How about for the controls: volume, tone, neck/bridge blender?
 
Re: Phat Cat + ? + Seth Lover

I didn't care for the combination no matter how I mixed up the pickups in my SG. The PC ended up in the bridge of my Hamer Standard (explorer knockoff) with a 59 neck. It worked out as a bright and spanky bridge pickup in a very heavy guitar. The Seth seems a litle dark in my SG, but is better matched with a Burstbucker 3 bridge. I would prefer the Seth in my 335. I like the sounds of both the Seth and the PC, but they are kind of picky with guitars. The 59 sounds pretty good in anything from Les Pauls to Teles.
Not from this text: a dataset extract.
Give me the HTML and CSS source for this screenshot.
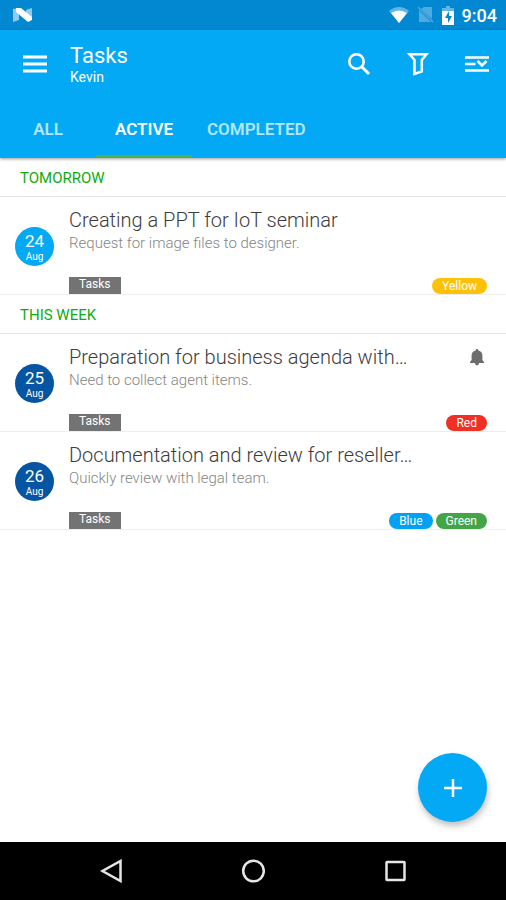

No I haven't experienced the muddy Les Paul neck problem with 59s.
 
Re: Phat Cat + ? + Seth Lover

FWIW, I think the muddy 59N in a Les Paul syndrome has to do with it either being raised too high, or being paired with a vintage output bridge pickup where the amp was dialed in to make the bridge pickup sound more full in the bottom end.

For a Jazz player, I can see the appeal of the Seth Neck and even the Seth Bridge in the neck. I wouldn't be surprised to find out the Benedetto P.A.F. was actually a Seth Bridge.

As for this type of combo, we recently had a guy interested in having his Ibanez AF75 do rockabilly in the bridge and Jazz in the neck (link). Believe it or not, he decided to go with a Benedetto A-6 which is even hotter than the Benedetto P.A.F., which just goes to show that an unlikely pairing can work when you have a specific need for it.

To your point though, the guitar makes a big difference. I cautioned against the use this setup in an Ibanez RG350 after the OP asked a different member why he thought it was a strange choice for that guitar. An Ibanez RG350 is a far cry from an Ibanez AF75.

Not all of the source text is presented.